■ **Written request**:
Exclude the pictures, then repeat the remaining data exactly.

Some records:
********************

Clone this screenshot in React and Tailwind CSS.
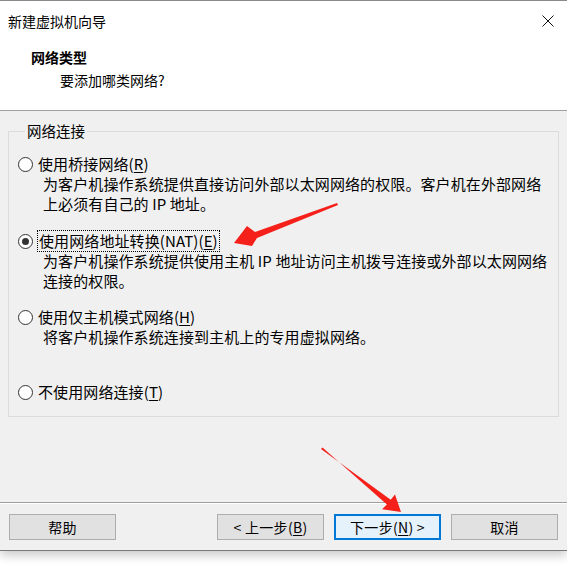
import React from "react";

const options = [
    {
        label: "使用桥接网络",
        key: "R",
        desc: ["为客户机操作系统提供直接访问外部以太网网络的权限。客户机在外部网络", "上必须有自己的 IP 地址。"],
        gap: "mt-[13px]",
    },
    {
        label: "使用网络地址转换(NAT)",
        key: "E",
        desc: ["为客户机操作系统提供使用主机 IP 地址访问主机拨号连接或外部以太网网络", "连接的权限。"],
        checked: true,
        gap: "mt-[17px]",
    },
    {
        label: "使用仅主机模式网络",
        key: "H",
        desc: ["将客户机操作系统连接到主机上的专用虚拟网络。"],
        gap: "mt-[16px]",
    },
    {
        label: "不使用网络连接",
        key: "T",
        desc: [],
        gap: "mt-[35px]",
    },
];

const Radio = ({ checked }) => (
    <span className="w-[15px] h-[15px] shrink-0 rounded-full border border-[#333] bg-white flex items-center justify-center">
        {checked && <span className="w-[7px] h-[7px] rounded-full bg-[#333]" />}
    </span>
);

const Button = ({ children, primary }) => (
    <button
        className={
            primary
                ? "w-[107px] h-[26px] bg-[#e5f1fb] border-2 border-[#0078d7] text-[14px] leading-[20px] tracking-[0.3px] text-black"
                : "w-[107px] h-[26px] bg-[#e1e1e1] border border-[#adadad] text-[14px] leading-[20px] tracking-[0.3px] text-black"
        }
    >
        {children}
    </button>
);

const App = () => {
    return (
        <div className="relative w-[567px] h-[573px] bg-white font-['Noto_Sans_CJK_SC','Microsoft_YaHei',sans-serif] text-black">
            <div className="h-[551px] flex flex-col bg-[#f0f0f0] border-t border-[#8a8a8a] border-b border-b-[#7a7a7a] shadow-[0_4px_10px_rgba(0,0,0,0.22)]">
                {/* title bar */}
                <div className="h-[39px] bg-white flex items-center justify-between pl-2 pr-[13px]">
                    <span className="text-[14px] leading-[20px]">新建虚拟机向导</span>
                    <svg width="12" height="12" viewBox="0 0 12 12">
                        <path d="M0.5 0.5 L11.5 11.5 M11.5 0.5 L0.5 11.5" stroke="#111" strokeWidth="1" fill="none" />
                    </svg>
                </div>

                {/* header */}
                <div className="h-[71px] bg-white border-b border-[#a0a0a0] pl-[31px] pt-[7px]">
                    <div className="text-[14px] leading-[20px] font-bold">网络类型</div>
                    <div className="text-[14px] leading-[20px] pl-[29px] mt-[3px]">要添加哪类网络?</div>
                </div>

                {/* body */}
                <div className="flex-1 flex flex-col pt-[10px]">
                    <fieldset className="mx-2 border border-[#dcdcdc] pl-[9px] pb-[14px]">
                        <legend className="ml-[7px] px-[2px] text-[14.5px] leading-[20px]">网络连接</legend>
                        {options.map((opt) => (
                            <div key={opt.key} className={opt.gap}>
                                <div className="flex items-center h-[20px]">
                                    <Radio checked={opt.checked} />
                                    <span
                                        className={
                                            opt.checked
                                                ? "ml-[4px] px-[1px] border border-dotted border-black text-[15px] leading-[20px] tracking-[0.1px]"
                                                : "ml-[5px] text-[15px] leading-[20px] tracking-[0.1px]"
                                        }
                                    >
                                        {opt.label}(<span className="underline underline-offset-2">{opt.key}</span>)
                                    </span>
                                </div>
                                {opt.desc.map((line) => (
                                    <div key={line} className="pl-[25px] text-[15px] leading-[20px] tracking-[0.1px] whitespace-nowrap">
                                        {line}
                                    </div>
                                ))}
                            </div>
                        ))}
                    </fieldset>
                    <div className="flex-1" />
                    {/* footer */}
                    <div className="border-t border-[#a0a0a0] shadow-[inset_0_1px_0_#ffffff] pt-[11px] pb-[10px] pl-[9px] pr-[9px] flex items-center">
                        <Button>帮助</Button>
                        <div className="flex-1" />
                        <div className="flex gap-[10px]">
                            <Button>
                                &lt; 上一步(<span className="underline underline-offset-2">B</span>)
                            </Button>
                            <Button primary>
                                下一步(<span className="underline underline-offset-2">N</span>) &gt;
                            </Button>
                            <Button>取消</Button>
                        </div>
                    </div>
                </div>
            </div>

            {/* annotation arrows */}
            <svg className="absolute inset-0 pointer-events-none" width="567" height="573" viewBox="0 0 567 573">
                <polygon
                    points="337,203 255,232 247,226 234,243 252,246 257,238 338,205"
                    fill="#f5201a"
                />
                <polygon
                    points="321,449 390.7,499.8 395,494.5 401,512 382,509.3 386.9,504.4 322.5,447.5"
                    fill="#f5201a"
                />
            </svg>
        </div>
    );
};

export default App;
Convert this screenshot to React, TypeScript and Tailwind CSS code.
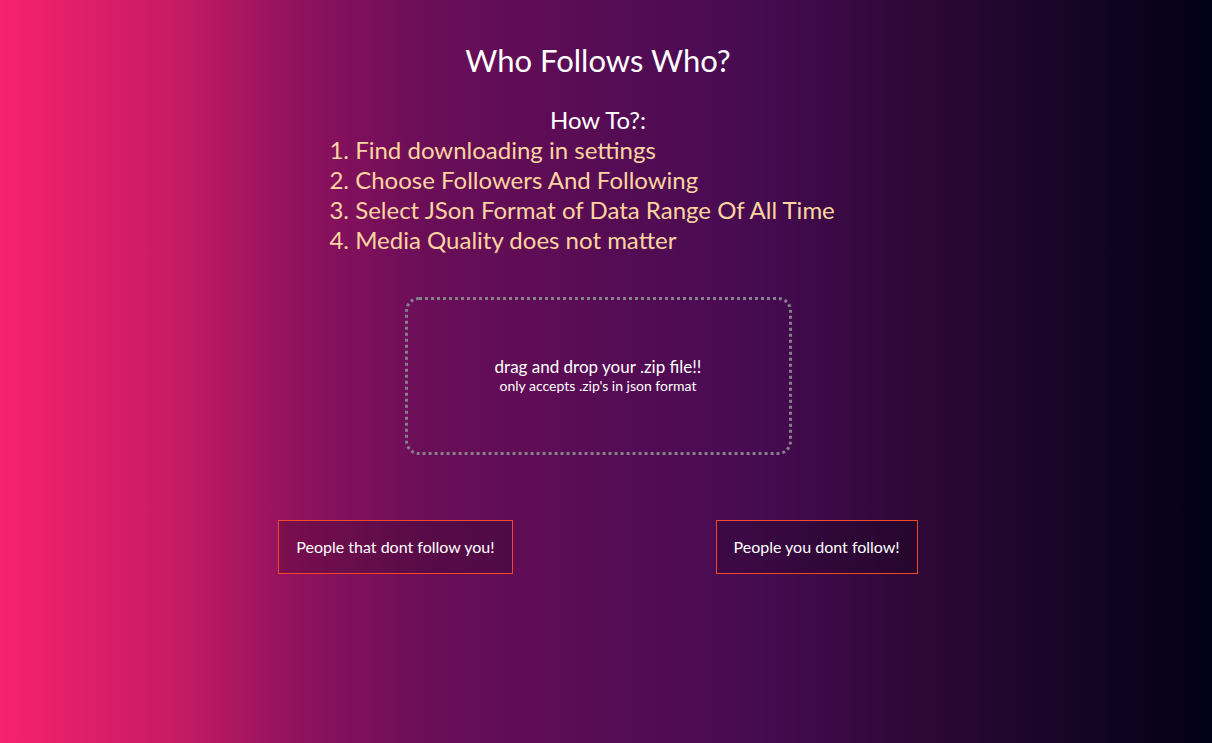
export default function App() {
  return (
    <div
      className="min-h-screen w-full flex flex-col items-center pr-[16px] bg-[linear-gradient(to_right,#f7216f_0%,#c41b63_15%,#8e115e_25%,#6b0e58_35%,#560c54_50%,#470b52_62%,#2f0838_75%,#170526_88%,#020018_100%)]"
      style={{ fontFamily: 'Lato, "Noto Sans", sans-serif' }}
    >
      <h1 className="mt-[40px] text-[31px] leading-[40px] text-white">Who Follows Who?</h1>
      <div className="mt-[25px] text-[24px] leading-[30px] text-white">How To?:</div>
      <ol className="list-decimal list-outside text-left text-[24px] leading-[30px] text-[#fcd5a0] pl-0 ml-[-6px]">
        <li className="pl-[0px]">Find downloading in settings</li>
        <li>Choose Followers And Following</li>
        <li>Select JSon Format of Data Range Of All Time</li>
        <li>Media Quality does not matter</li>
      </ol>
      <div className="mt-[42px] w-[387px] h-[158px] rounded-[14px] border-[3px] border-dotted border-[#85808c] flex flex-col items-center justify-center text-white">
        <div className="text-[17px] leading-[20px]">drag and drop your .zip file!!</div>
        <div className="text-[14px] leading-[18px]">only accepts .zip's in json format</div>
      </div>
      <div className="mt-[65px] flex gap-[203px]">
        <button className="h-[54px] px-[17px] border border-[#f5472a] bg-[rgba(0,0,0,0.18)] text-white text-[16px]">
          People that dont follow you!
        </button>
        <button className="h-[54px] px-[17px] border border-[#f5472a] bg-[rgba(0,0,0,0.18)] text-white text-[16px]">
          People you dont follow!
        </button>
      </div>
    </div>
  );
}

********************

■ **Reply to the exercise**:
Clone this screenshot in React and Tailwind CSS.
import React from "react";

const options = [
    {
        label: "使用桥接网络",
        key: "R",
        desc: ["为客户机操作系统提供直接访问外部以太网网络的权限。客户机在外部网络", "上必须有自己的 IP 地址。"],
        gap: "mt-[13px]",
    },
    {
        label: "使用网络地址转换(NAT)",
        key: "E",
        desc: ["为客户机操作系统提供使用主机 IP 地址访问主机拨号连接或外部以太网网络", "连接的权限。"],
        checked: true,
        gap: "mt-[17px]",
    },
    {
        label: "使用仅主机模式网络",
        key: "H",
        desc: ["将客户机操作系统连接到主机上的专用虚拟网络。"],
        gap: "mt-[16px]",
    },
    {
        label: "不使用网络连接",
        key: "T",
        desc: [],
        gap: "mt-[35px]",
    },
];

const Radio = ({ checked }) => (
    <span className="w-[15px] h-[15px] shrink-0 rounded-full border border-[#333] bg-white flex items-center justify-center">
        {checked && <span className="w-[7px] h-[7px] rounded-full bg-[#333]" />}
    </span>
);

const Button = ({ children, primary }) => (
    <button
        className={
            primary
                ? "w-[107px] h-[26px] bg-[#e5f1fb] border-2 border-[#0078d7] text-[14px] leading-[20px] tracking-[0.3px] text-black"
                : "w-[107px] h-[26px] bg-[#e1e1e1] border border-[#adadad] text-[14px] leading-[20px] tracking-[0.3px] text-black"
        }
    >
        {children}
    </button>
);

const App = () => {
    return (
        <div className="relative w-[567px] h-[573px] bg-white font-['Noto_Sans_CJK_SC','Microsoft_YaHei',sans-serif] text-black">
            <div className="h-[551px] flex flex-col bg-[#f0f0f0] border-t border-[#8a8a8a] border-b border-b-[#7a7a7a] shadow-[0_4px_10px_rgba(0,0,0,0.22)]">
                {/* title bar */}
                <div className="h-[39px] bg-white flex items-center justify-between pl-2 pr-[13px]">
                    <span className="text-[14px] leading-[20px]">新建虚拟机向导</span>
                    <svg width="12" height="12" viewBox="0 0 12 12">
                        <path d="M0.5 0.5 L11.5 11.5 M11.5 0.5 L0.5 11.5" stroke="#111" strokeWidth="1" fill="none" />
                    </svg>
                </div>

                {/* header */}
                <div className="h-[71px] bg-white border-b border-[#a0a0a0] pl-[31px] pt-[7px]">
                    <div className="text-[14px] leading-[20px] font-bold">网络类型</div>
                    <div className="text-[14px] leading-[20px] pl-[29px] mt-[3px]">要添加哪类网络?</div>
                </div>

                {/* body */}
                <div className="flex-1 flex flex-col pt-[10px]">
                    <fieldset className="mx-2 border border-[#dcdcdc] pl-[9px] pb-[14px]">
                        <legend className="ml-[7px] px-[2px] text-[14.5px] leading-[20px]">网络连接</legend>
                        {options.map((opt) => (
                            <div key={opt.key} className={opt.gap}>
                                <div className="flex items-center h-[20px]">
                                    <Radio checked={opt.checked} />
                                    <span
                                        className={
                                            opt.checked
                                                ? "ml-[4px] px-[1px] border border-dotted border-black text-[15px] leading-[20px] tracking-[0.1px]"
                                                : "ml-[5px] text-[15px] leading-[20px] tracking-[0.1px]"
                                        }
                                    >
                                        {opt.label}(<span className="underline underline-offset-2">{opt.key}</span>)
                                    </span>
                                </div>
                                {opt.desc.map((line) => (
                                    <div key={line} className="pl-[25px] text-[15px] leading-[20px] tracking-[0.1px] whitespace-nowrap">
                                        {line}
                                    </div>
                                ))}
                            </div>
                        ))}
                    </fieldset>
                    <div className="flex-1" />
                    {/* footer */}
                    <div className="border-t border-[#a0a0a0] shadow-[inset_0_1px_0_#ffffff] pt-[11px] pb-[10px] pl-[9px] pr-[9px] flex items-center">
                        <Button>帮助</Button>
                        <div className="flex-1" />
                        <div className="flex gap-[10px]">
                            <Button>
                                &lt; 上一步(<span className="underline underline-offset-2">B</span>)
                            </Button>
                            <Button primary>
                                下一步(<span className="underline underline-offset-2">N</span>) &gt;
                            </Button>
                            <Button>取消</Button>
                        </div>
                    </div>
                </div>
            </div>

            {/* annotation arrows */}
            <svg className="absolute inset-0 pointer-events-none" width="567" height="573" viewBox="0 0 567 573">
                <polygon
                    points="337,203 255,232 247,226 234,243 252,246 257,238 338,205"
                    fill="#f5201a"
                />
                <polygon
                    points="321,449 390.7,499.8 395,494.5 401,512 382,509.3 386.9,504.4 322.5,447.5"
                    fill="#f5201a"
                />
            </svg>
        </div>
    );
};

export default App;
Convert this screenshot to React, TypeScript and Tailwind CSS code.
export default function App() {
  return (
    <div
      className="min-h-screen w-full flex flex-col items-center pr-[16px] bg-[linear-gradient(to_right,#f7216f_0%,#c41b63_15%,#8e115e_25%,#6b0e58_35%,#560c54_50%,#470b52_62%,#2f0838_75%,#170526_88%,#020018_100%)]"
      style={{ fontFamily: 'Lato, "Noto Sans", sans-serif' }}
    >
      <h1 className="mt-[40px] text-[31px] leading-[40px] text-white">Who Follows Who?</h1>
      <div className="mt-[25px] text-[24px] leading-[30px] text-white">How To?:</div>
      <ol className="list-decimal list-outside text-left text-[24px] leading-[30px] text-[#fcd5a0] pl-0 ml-[-6px]">
        <li className="pl-[0px]">Find downloading in settings</li>
        <li>Choose Followers And Following</li>
        <li>Select JSon Format of Data Range Of All Time</li>
        <li>Media Quality does not matter</li>
      </ol>
      <div className="mt-[42px] w-[387px] h-[158px] rounded-[14px] border-[3px] border-dotted border-[#85808c] flex flex-col items-center justify-center text-white">
        <div className="text-[17px] leading-[20px]">drag and drop your .zip file!!</div>
        <div className="text-[14px] leading-[18px]">only accepts .zip's in json format</div>
      </div>
      <div className="mt-[65px] flex gap-[203px]">
        <button className="h-[54px] px-[17px] border border-[#f5472a] bg-[rgba(0,0,0,0.18)] text-white text-[16px]">
          People that dont follow you!
        </button>
        <button className="h-[54px] px-[17px] border border-[#f5472a] bg-[rgba(0,0,0,0.18)] text-white text-[16px]">
          People you dont follow!
        </button>
      </div>
    </div>
  );
}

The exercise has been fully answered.